* Your task *
Count how many lines mention the word "page". Write that number alone.

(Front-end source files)
▽

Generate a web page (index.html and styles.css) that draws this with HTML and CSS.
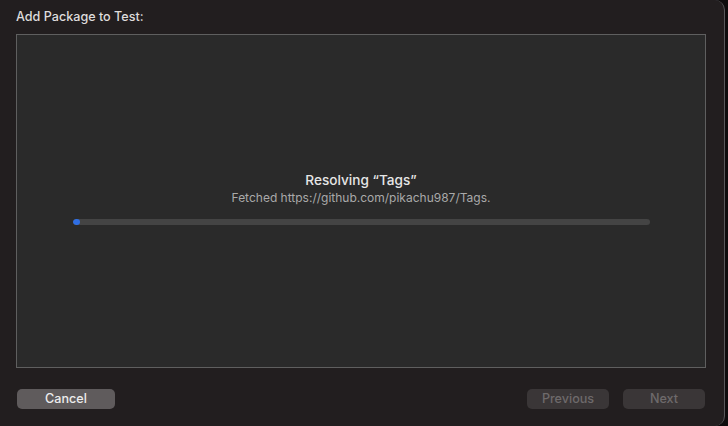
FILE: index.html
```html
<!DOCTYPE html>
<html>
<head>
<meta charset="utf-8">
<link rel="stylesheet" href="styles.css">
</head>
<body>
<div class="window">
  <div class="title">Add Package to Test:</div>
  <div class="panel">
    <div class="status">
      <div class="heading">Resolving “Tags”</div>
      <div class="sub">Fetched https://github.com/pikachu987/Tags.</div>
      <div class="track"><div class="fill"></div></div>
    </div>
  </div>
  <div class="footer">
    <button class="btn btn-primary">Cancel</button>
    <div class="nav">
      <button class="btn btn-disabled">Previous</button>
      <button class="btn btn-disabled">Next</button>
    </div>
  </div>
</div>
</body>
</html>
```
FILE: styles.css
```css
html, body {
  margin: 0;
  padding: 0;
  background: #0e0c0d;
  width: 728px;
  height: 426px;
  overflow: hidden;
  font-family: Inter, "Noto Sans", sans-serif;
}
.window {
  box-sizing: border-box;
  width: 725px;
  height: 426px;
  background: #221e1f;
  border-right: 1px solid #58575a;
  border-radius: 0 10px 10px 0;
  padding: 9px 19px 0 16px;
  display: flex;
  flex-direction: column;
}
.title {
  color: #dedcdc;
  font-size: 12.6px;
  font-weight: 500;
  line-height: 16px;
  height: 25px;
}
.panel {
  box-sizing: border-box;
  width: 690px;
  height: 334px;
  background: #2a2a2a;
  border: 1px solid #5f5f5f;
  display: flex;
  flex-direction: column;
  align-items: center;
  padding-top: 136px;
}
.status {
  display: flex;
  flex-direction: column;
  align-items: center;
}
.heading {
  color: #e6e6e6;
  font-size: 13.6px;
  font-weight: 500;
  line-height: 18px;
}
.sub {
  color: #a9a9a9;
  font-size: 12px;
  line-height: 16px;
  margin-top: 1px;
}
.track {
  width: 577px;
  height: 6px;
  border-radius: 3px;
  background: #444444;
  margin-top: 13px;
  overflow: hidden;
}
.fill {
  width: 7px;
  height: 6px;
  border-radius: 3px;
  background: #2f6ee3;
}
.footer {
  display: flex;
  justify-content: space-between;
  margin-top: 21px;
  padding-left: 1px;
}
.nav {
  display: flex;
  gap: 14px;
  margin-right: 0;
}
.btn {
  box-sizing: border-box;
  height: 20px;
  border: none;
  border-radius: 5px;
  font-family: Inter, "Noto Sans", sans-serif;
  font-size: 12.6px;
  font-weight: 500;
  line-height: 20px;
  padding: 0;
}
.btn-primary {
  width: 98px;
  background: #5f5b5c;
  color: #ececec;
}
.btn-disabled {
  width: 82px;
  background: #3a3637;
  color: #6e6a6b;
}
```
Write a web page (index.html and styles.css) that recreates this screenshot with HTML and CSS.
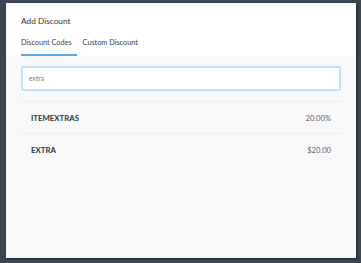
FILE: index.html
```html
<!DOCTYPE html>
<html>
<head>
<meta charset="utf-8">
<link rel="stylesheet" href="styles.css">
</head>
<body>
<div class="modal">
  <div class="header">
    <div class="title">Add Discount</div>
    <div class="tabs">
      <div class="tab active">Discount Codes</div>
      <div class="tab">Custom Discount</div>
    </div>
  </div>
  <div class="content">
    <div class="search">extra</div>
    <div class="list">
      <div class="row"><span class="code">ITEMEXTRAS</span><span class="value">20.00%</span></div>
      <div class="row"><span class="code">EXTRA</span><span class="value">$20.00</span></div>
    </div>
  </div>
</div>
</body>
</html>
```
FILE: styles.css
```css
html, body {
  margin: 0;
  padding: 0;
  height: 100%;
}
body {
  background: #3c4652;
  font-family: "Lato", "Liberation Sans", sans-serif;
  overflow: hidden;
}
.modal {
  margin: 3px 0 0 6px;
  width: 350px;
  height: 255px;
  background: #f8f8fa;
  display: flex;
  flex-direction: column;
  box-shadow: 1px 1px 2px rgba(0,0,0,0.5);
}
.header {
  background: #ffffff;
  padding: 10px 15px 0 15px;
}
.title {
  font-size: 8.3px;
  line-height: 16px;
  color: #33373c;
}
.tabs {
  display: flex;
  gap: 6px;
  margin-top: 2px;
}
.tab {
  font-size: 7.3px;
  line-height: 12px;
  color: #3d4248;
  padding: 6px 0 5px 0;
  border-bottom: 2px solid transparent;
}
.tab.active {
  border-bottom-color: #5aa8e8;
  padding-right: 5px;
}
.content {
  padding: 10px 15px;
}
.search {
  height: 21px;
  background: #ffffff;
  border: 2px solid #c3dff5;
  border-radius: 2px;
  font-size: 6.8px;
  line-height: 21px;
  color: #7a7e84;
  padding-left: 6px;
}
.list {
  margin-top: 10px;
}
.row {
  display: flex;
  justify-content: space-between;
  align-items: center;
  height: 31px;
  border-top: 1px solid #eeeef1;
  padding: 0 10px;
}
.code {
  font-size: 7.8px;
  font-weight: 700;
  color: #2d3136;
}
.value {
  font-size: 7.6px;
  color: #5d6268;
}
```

△
▽

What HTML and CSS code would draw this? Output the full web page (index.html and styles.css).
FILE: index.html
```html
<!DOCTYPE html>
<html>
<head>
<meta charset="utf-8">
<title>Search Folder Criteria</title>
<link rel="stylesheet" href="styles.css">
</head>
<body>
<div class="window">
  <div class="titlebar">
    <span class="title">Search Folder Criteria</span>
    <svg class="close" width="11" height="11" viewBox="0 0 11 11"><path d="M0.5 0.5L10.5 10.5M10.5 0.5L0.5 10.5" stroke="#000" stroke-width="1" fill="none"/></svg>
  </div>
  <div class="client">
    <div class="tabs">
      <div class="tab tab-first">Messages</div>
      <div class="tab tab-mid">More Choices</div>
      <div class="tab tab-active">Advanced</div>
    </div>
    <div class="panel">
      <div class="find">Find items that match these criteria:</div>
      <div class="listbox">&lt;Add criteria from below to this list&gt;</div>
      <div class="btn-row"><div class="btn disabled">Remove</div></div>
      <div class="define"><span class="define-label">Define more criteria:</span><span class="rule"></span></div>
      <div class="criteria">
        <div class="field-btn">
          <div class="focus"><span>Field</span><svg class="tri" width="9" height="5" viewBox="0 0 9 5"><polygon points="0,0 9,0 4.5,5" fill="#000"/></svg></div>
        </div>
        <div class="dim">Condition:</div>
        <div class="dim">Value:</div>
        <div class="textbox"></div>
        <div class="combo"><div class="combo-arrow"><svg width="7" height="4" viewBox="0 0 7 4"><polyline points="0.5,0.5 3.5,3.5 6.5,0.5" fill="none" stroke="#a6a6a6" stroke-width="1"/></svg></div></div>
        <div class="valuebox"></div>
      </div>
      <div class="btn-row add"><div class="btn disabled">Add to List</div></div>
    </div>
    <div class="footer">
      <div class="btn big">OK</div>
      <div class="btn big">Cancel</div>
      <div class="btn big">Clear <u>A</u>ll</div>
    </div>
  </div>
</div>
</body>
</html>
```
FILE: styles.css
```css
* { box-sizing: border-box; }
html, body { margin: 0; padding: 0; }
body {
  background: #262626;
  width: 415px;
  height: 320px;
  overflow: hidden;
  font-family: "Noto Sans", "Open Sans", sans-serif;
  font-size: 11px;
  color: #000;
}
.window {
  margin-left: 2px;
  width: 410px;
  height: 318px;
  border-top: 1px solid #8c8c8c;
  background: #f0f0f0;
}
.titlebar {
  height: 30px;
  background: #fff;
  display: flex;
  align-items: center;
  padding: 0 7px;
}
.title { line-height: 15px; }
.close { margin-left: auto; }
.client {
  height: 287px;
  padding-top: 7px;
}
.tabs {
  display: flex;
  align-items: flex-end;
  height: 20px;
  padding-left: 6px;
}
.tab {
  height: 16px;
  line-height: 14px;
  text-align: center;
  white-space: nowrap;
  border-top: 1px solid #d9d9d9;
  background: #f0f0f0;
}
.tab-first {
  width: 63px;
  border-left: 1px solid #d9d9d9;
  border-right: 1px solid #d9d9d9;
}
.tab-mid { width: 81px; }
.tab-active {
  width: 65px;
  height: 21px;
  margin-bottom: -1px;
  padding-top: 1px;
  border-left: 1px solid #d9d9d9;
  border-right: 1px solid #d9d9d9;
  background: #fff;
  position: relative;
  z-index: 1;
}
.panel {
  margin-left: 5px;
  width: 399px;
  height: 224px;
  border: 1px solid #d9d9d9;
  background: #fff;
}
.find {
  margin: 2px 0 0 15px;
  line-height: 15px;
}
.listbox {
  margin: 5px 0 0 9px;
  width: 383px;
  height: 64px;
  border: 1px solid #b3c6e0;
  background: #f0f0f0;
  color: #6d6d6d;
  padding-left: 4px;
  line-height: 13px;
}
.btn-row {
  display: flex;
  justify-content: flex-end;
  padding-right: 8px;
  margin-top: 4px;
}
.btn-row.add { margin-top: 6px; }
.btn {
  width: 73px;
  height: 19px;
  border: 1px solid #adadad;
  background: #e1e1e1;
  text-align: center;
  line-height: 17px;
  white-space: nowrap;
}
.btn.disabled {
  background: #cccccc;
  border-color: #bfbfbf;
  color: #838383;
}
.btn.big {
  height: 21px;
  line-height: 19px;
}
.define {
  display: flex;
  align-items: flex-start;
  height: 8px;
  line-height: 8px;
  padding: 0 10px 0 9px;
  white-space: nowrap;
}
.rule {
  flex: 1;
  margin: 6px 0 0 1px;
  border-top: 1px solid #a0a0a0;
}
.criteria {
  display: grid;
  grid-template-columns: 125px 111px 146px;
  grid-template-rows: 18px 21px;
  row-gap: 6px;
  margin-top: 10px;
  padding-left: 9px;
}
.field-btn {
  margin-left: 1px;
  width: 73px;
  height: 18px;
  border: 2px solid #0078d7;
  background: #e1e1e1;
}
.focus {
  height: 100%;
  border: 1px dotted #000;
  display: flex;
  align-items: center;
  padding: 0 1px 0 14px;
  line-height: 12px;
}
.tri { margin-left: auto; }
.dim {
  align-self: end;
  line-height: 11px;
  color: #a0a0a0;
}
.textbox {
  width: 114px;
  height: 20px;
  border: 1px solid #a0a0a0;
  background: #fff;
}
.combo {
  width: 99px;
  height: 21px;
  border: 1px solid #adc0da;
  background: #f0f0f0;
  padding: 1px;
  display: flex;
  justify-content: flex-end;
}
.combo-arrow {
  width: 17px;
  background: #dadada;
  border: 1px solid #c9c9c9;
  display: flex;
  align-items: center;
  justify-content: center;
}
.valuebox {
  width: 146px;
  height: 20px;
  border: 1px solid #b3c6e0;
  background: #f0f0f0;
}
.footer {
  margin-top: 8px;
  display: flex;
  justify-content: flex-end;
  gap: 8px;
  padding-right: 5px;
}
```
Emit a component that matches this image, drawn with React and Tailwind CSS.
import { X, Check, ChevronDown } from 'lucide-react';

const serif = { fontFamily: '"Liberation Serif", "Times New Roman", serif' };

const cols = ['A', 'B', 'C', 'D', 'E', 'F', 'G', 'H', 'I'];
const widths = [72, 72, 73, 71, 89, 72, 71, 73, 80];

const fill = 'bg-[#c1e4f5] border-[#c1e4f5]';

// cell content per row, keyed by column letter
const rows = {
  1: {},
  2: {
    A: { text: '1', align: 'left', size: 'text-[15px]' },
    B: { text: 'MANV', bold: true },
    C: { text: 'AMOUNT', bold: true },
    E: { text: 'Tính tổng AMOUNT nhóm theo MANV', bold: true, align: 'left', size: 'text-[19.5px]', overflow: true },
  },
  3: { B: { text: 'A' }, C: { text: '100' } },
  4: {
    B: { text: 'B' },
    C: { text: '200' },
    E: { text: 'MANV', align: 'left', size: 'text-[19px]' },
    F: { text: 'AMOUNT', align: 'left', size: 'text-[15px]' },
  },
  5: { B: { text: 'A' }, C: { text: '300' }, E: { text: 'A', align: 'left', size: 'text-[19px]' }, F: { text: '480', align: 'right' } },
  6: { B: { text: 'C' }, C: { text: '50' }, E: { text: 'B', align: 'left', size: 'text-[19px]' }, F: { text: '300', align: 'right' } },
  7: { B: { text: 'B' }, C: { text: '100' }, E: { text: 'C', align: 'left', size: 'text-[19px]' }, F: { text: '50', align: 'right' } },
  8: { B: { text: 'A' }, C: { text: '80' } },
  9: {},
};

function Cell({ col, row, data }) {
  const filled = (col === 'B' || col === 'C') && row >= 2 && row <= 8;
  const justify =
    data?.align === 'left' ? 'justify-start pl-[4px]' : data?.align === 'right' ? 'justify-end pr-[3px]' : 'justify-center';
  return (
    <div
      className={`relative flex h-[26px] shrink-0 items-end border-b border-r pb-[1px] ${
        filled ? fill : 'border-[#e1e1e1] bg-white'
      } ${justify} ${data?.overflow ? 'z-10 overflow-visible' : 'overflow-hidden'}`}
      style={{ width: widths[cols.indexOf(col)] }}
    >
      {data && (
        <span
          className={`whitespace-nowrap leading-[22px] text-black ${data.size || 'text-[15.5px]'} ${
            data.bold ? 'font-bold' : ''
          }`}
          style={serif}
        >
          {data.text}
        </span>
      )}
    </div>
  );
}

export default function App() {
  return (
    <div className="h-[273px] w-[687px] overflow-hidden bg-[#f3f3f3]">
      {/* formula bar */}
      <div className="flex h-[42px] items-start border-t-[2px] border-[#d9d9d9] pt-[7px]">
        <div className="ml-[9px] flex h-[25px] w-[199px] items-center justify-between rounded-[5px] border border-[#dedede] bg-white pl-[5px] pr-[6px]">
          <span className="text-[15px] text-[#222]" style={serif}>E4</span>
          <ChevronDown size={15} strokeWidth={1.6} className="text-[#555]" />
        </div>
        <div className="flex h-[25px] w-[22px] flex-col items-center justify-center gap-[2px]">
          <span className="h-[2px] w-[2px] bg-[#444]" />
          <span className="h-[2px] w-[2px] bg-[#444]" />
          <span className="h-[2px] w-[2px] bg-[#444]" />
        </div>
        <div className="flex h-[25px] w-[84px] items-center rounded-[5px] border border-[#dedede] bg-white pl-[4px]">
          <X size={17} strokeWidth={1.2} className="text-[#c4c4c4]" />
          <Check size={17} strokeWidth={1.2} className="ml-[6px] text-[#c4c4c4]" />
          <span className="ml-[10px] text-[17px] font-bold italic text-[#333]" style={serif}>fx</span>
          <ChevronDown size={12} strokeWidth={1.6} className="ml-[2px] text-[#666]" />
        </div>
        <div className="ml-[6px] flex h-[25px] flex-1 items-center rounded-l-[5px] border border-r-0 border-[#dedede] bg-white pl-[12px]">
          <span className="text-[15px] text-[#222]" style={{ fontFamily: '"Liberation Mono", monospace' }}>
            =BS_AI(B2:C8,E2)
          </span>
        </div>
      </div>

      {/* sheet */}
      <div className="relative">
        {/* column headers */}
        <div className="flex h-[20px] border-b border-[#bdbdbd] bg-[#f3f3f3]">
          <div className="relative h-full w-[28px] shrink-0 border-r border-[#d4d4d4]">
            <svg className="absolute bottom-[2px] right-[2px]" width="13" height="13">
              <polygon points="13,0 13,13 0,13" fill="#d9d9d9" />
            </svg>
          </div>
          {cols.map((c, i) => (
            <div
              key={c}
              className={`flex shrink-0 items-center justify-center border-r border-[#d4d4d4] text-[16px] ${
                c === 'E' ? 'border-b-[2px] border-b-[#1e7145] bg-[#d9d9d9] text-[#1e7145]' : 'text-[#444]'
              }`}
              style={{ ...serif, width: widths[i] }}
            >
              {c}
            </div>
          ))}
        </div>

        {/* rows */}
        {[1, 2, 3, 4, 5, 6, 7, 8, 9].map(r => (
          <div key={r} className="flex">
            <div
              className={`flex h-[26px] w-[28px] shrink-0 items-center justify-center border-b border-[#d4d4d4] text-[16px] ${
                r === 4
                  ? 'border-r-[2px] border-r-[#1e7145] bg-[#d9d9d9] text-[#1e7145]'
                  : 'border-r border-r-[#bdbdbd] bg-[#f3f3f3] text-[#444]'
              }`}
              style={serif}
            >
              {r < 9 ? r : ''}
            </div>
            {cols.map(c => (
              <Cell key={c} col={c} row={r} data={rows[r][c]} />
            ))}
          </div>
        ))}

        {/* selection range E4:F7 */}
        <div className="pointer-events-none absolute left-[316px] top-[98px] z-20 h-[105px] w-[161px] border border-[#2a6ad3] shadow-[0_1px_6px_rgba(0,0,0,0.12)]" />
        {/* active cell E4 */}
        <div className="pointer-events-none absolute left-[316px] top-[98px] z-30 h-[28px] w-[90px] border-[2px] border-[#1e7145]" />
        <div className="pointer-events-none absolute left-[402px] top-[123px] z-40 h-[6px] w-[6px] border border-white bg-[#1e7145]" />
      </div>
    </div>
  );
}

△

* Correct output *
3